Hi everyone, can someone give me some recommendation to the next problem, I have a large expression lambdified, the problem is that has Nan results when I evaluate. I have found one term which causes this behavior and given by:

from sympy import init_printing,symbols,log,sqrt
init_printing()

m = symbols('m')
f = 0.5*log(1 - 3.13400648e+22/(1.56700324e+22*sqrt(1 - 1.5976993129893e-11*m)*sqrt(1.5976993129893e-11*m + 1) + 1.56700324e+22))
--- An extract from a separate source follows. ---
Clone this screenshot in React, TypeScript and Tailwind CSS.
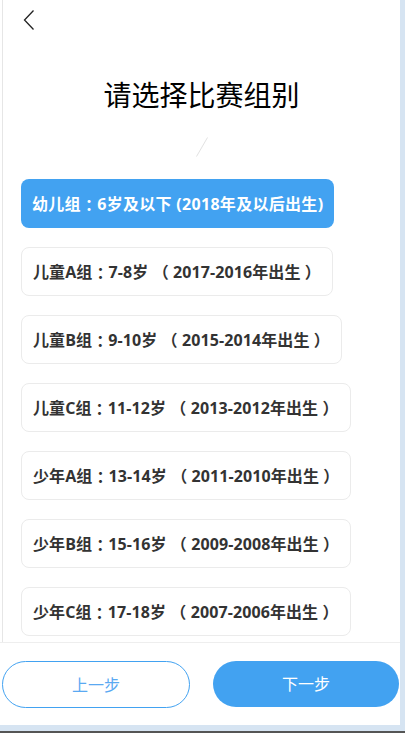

Then, when I substitute in $m=1e-3$

f.subs(m,1e-3)

Which give $\tilde{\infty}$. However, if I use evalf command I obtain

f.evalf(subs={m:1e-3})
-32.4607738174251 + 1.5707963267949*I

Then, I don't know what result is correct. Is this a problem of the precision of subs command?.

Aaron Meurer
@asmeurer
evalf is more accurate. The problem is that when using subs, the expression inside of the log is not evaluated to enough precision to distinguish it from 0
evalf(subs=...) handles cases like this where naive substitution leads to loss of significance
for lambdify, you are going to run into this same problem, because you are evaluating it naively. You will need to rewrite the expression somehow to avoid the massive cancellation.
Generally, you'd want to evaluate something like this using log1p.
Aaron Meurer
@asmeurer
You can use sympy.codegen.cfunctions.log1p. But I still get issues with it, so you need to make some other changes.
Maybe log1p isn't actually applicable here, since the argument is near 0, not near 1
Aaron Meurer
@asmeurer
If you are just using SymPy, you can fix this problem by converting the floats to rationals. Then subs will be able to evaluate it more accurately. But for lambdify to numpy, you will need to figure out how to rewrite the expression to be more numerically stable.
Aaron Meurer
@asmeurer
A suggestion would be to multiply and distribute a large value inside of the log then subtract the log of that value. That way the number evaluated in the log isn't so close to 0.
Ayush Bisht
@ayushbisht2001
@asmeurer , some of the test are failing in my PR's #20923 #20919, please do review.